Trying to recover from trauma involves finding a support network. That's something I've never had. I've gone through life pretty much on my own and every achievement Ive gained has been a hollow one because the warmth of friendship is something Ive never had.

I have a home, a degree and no financial issues. I'm single (not through choice) and have total freedom. Many would say "man i wish my life was like yours" and I would say "the life I have is a lonely one"

My loneliness cripples me emotionally and I have fallen into the trap again and again of latching on to anyone that has shown me even a modicum of sympathy and I've misread signals over and over again

I've lost count of the number of times I've been lectured into how to behave and i shudder at the treatment I got so much so that I'm a nervous wreck every time I'm out of the house or communicate even online posting like this scares the shit out of me.

Ive come to the realisation that there are very few people in this world for me (family) and that the world is a f*cking awful place so I have decided to plough through lfie the best I can and make things bearable.

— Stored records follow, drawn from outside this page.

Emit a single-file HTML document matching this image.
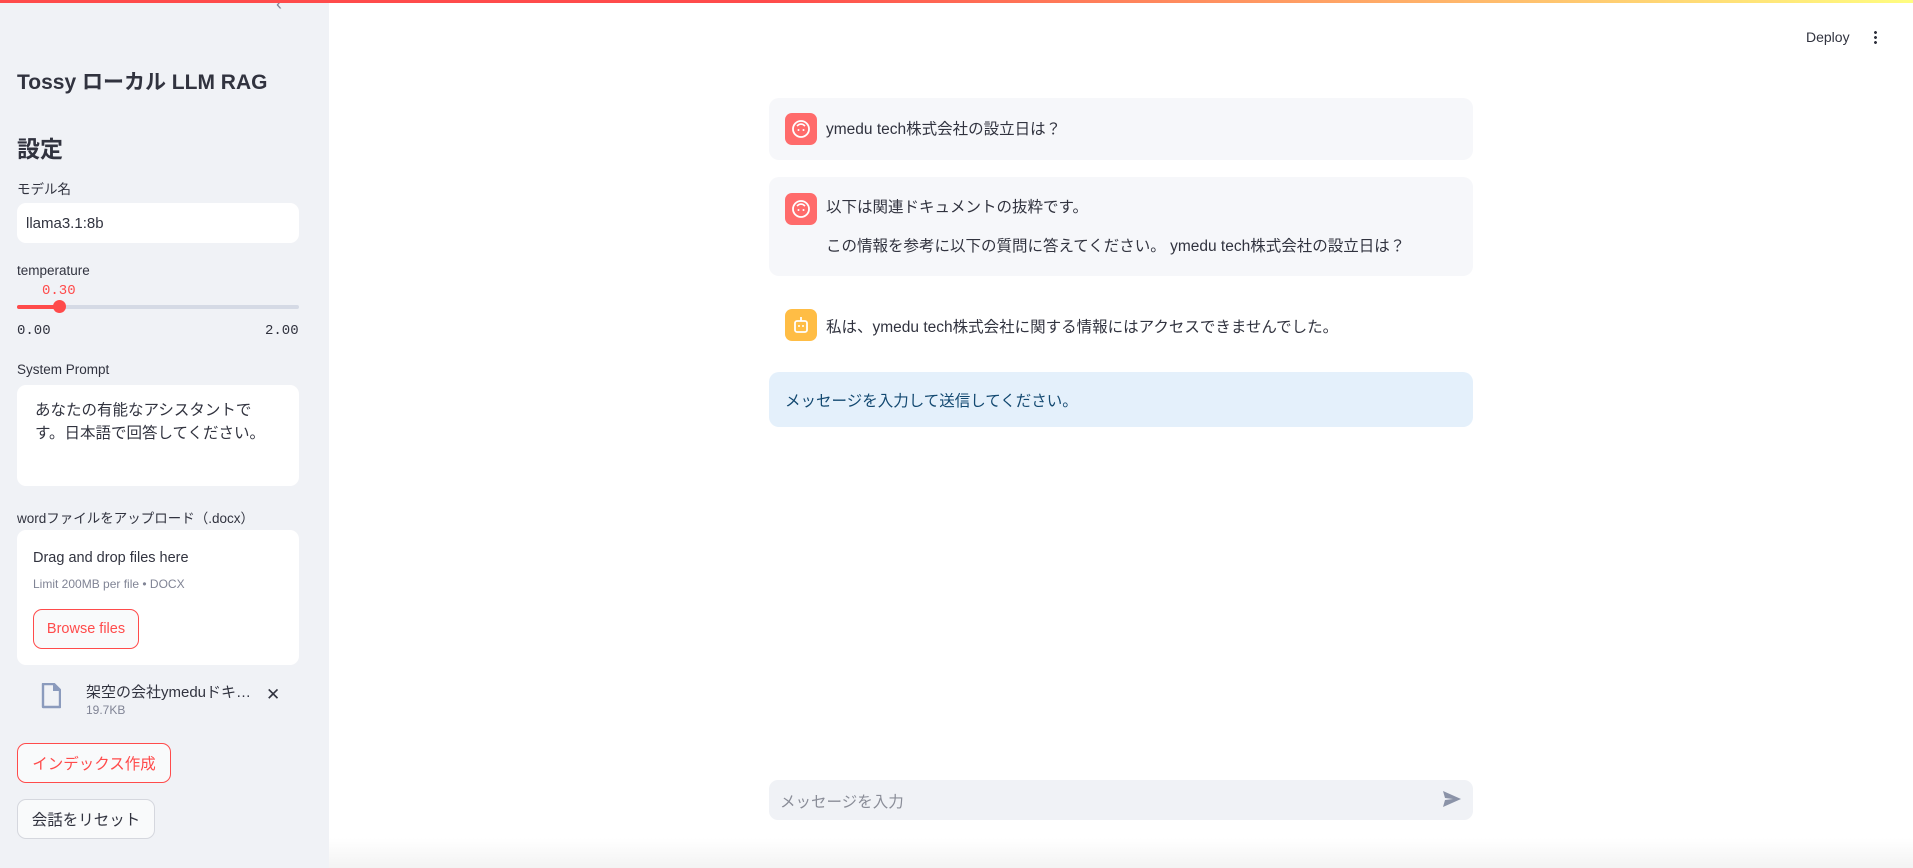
<!DOCTYPE html>
<html><head><meta charset="utf-8"><style>
*{box-sizing:border-box;margin:0;padding:0}
body{width:1913px;height:868px;overflow:hidden;background:#fff;font-family:"Liberation Sans","Noto Sans CJK JP",sans-serif;color:#31333f;position:relative}
.topbar{position:absolute;left:0;top:0;width:1913px;height:3px;background:linear-gradient(90deg,#ff4b4b,#ff4b4b 40%,#fffd80)}
.side{position:absolute;left:0;top:0;width:329px;height:868px;background:#f0f2f6}
.a{position:absolute}
.lbl{font-size:13.5px;color:#31333f}
.box{background:#fff;border-radius:9px}
.mono{font-family:"Liberation Mono",monospace;font-size:14px}
.btn{position:absolute;border-radius:9px;background:#f9fafb;font-size:16px;display:flex;align-items:center;justify-content:center}
.msg{position:absolute;left:769px;width:704px;border-radius:10px;background:#f6f7fa}
.av{position:absolute;left:16px;width:32px;height:32px;border-radius:7px;display:flex;align-items:center;justify-content:center}
.mt{position:absolute;left:57px;font-size:15.5px;white-space:nowrap}
</style></head><body>
<div class="side">
 <div class="a" style="left:276px;top:-6px;font-size:18px;color:#808495">‹</div>
 <div class="a" style="left:17px;top:66px;font-size:21px;font-weight:bold">Tossy ローカル LLM RAG</div>
 <div class="a" style="left:17px;top:130px;font-size:23px;font-weight:bold">設定</div>
 <div class="a lbl" style="left:17px;top:178px">モデル名</div>
 <div class="a box" style="left:17px;top:203px;width:282px;height:40px;padding:12px 9px;font-size:15px">llama3.1:8b</div>
 <div class="a lbl" style="left:17px;top:263px">temperature</div>
 <div class="a mono" style="left:42px;top:283px;color:#ff4b4b">0.30</div>
 <div class="a" style="left:17px;top:305px;width:282px;height:4px;background:#d5dae5;border-radius:2px"></div>
 <div class="a" style="left:17px;top:305px;width:43px;height:4px;background:#ff4b4b;border-radius:2px"></div>
 <div class="a" style="left:53px;top:300px;width:13px;height:13px;background:#ff4b4b;border-radius:50%"></div>
 <div class="a mono" style="left:17px;top:323px">0.00</div>
 <div class="a mono" style="left:265px;top:323px">2.00</div>
 <div class="a lbl" style="left:17px;top:362px">System Prompt</div>
 <div class="a box" style="left:17px;top:385px;width:282px;height:101px;padding:14px 20px 0 18px;font-size:15.5px;line-height:23px">あなたの有能なアシスタントで<br>す。日本語で回答してください。</div>
 <div class="a lbl" style="left:17px;top:507px">wordファイルをアップロード（.docx）</div>
 <div class="a box" style="left:17px;top:530px;width:282px;height:135px"></div>
 <div class="a" style="left:33px;top:550px;font-size:14.5px">Drag and drop files here</div>
 <div class="a" style="left:33px;top:577px;font-size:12px;color:#808495">Limit 200MB per file • DOCX</div>
 <div class="btn" style="left:33px;top:609px;width:106px;height:40px;border:1px solid #ff4b4b;color:#ff4b4b;font-size:14.5px">Browse files</div>
 <svg class="a" style="left:41px;top:683px" width="20" height="26" viewBox="0 0 20 26"><path d="M2 1h11l6 6v17H2z" fill="none" stroke="#8b9bbd" stroke-width="2.4" stroke-linejoin="round"/><path d="M12 1v7h7" fill="#8b9bbd"/></svg>
 <div class="a" style="left:86px;top:681px;font-size:15px">架空の会社ymeduドキ…</div>
 <div class="a" style="left:86px;top:703px;font-size:12px;color:#808495">19.7KB</div>
 <div class="a" style="left:266px;top:685px;font-size:17px">✕</div>
 <div class="btn" style="left:17px;top:743px;width:154px;height:40px;border:1px solid #ff4b4b;color:#ff4b4b;font-size:15.5px">インデックス作成</div>
 <div class="btn" style="left:17px;top:799px;width:138px;height:40px;border:1px solid #d5d7de;font-size:15.5px">会話をリセット</div>
</div>
<div class="topbar"></div>
<div class="a" style="left:1806px;top:29px;font-size:14px">Deploy</div>
<div class="a" style="left:1874px;top:30px;width:3px;height:14px;background:radial-gradient(circle,#31333f 1.3px,transparent 1.6px) 0 0/3px 5px"></div>

<div class="msg" style="top:98px;height:62px">
 <div class="av" style="top:15px;background:#ff6b6b"><svg width="20" height="20" viewBox="0 0 20 20"><circle cx="10" cy="10" r="8" fill="none" stroke="#fff" stroke-width="1.8"/><path d="M6 7q4-4 8 0" fill="none" stroke="#fff" stroke-width="1.6"/><circle cx="7.5" cy="11" r="1" fill="#fff"/><circle cx="12.5" cy="11" r="1" fill="#fff"/></svg></div>
 <div class="mt" style="top:19px">ymedu tech株式会社の設立日は？</div>
</div>
<div class="msg" style="top:177px;height:99px">
 <div class="av" style="top:16px;background:#ff6b6b"><svg width="20" height="20" viewBox="0 0 20 20"><circle cx="10" cy="10" r="8" fill="none" stroke="#fff" stroke-width="1.8"/><path d="M6 7q4-4 8 0" fill="none" stroke="#fff" stroke-width="1.6"/><circle cx="7.5" cy="11" r="1" fill="#fff"/><circle cx="12.5" cy="11" r="1" fill="#fff"/></svg></div>
 <div class="mt" style="top:18px">以下は関連ドキュメントの抜粋です。</div>
 <div class="mt" style="top:57px">この情報を参考に以下の質問に答えてください。 ymedu tech株式会社の設立日は？</div>
</div>
<div class="msg" style="top:299px;height:52px;background:#fff">
 <div class="av" style="top:10px;background:#ffbd45"><svg width="20" height="20" viewBox="0 0 20 20"><rect x="4" y="6" width="12" height="11" rx="2" fill="none" stroke="#fff" stroke-width="1.8"/><path d="M10 2v4" stroke="#fff" stroke-width="1.8"/><circle cx="8" cy="11" r="1" fill="#fff"/><circle cx="12" cy="11" r="1" fill="#fff"/></svg></div>
 <div class="mt" style="top:16px">私は、ymedu tech株式会社に関する情報にはアクセスできませんでした。</div>
</div>
<div class="msg" style="top:372px;height:55px;background:#e4f0fb">
 <div class="mt" style="left:16px;top:17px;color:#124870">メッセージを入力して送信してください。</div>
</div>
<div class="a" style="left:769px;top:780px;width:704px;height:40px;border-radius:9px;background:#f0f2f6"></div>
<div class="a" style="left:780px;top:790px;font-size:15.5px;color:#8a8d98">メッセージを入力</div>
<svg class="a" style="left:1443px;top:791px" width="18" height="16" viewBox="0 0 18 16"><path d="M0 0l18 8-18 8 2-7 8-1-8-1z" fill="#8b93a8"/></svg>
<div class="a" style="left:329px;top:838px;width:1584px;height:30px;background:linear-gradient(#fff,#f3f3f3)"></div>
</body></html>
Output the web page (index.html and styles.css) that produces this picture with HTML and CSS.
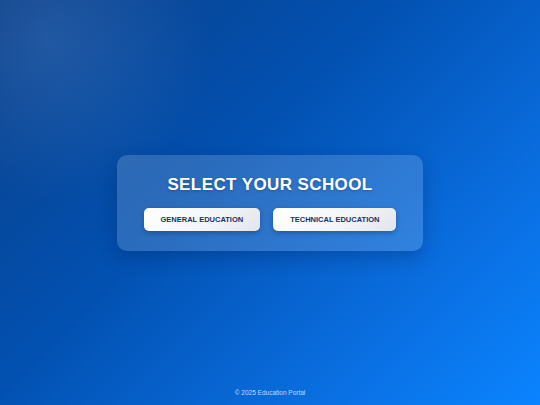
FILE: index.html
```html
<!DOCTYPE html>
<html lang="en">
<head>
<meta charset="utf-8">
<title>Select Your School</title>
<link rel="stylesheet" href="styles.css">
</head>
<body>
<div class="page">
  <main class="main">
    <section class="card">
      <h1 class="title">SELECT YOUR SCHOOL</h1>
      <div class="actions">
        <button class="btn">GENERAL EDUCATION</button>
        <button class="btn">TECHNICAL EDUCATION</button>
      </div>
    </section>
  </main>
  <footer class="footer">© 2025 Education Portal</footer>
</div>
</body>
</html>
```
FILE: styles.css
```css
html, body {
  margin: 0;
  padding: 0;
  height: 100%;
}
body {
  font-family: "Liberation Sans", Arial, sans-serif;
  background:
    radial-gradient(circle at 50px 40px, rgba(120,160,220,0.22) 0, rgba(120,160,220,0) 160px),
    linear-gradient(135deg, #0b4088 0%, #0250b0 40%, #0a6ee0 75%, #0a84ff 100%);
  color: #fff;
}
.page {
  min-height: 100vh;
  box-sizing: border-box;
  padding-top: 16px;
  display: flex;
  flex-direction: column;
}
.main {
  flex: 1;
  display: flex;
  align-items: center;
  justify-content: center;
}
.card {
  background: rgba(255,255,255,0.16);
  border-radius: 10px;
  padding: 20px 27px 20px;
  box-shadow: 0 6px 18px rgba(0,20,60,0.25);
  display: flex;
  flex-direction: column;
  align-items: center;
}
.title {
  margin: 0 0 13px;
  font-size: 17px;
  font-weight: bold;
  letter-spacing: 0.4px;
  line-height: 20px;
  text-shadow: 0 1px 3px rgba(0,0,0,0.25);
}
.actions {
  display: flex;
  gap: 13px;
}
.btn {
  font-family: "Liberation Sans", Arial, sans-serif;
  font-size: 7.5px;
  font-weight: bold;
  color: #12306a;
  border: none;
  border-radius: 5px;
  height: 23px;
  padding: 0 17px;
  background: linear-gradient(135deg, #ffffff 0%, #f3f4f6 60%, #e2e5ea 100%);
  box-shadow: 0 2px 5px rgba(0,20,60,0.3);
}
.footer {
  text-align: center;
  font-size: 6.5px;
  line-height: 7px;
  color: rgba(255,255,255,0.75);
  padding-bottom: 9px;
}
```
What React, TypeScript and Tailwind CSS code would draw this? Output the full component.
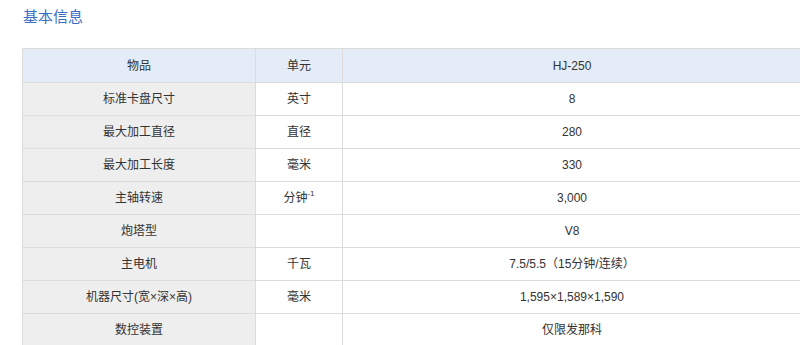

As I said I don't know if anyone will relate to this but I just wanted to get it off my chest.
 
Ive come to the realisation that there are very few people in this world for me (family) and that the world is a f*cking awful place so I have decided to plough through lfie the best I can and make things bearable.
i relate loud and clear, imbroglio, though i have been married more than half my 71 years. i tend to feel more lonely in a crowd than i do when i am alone.
Trying to recover from trauma involves finding a support network.
this realization was my turning point. healing began when i stopped trying to climb a lifeline which was attached only to my own belt and/or expecting family to serve as therapists.
 
i relate loud and clear, imbroglio, though i have been married more than half my 71 years. i tend to feel more lonely in a crowd than i do when i am alone.

this realization was my turning point. healing began when i stopped trying to climb a lifeline which was attached only to my own belt and/or expecting family to serve as therapists.

I think I understand. Don't rely on people who either can't understand or aren't bothered.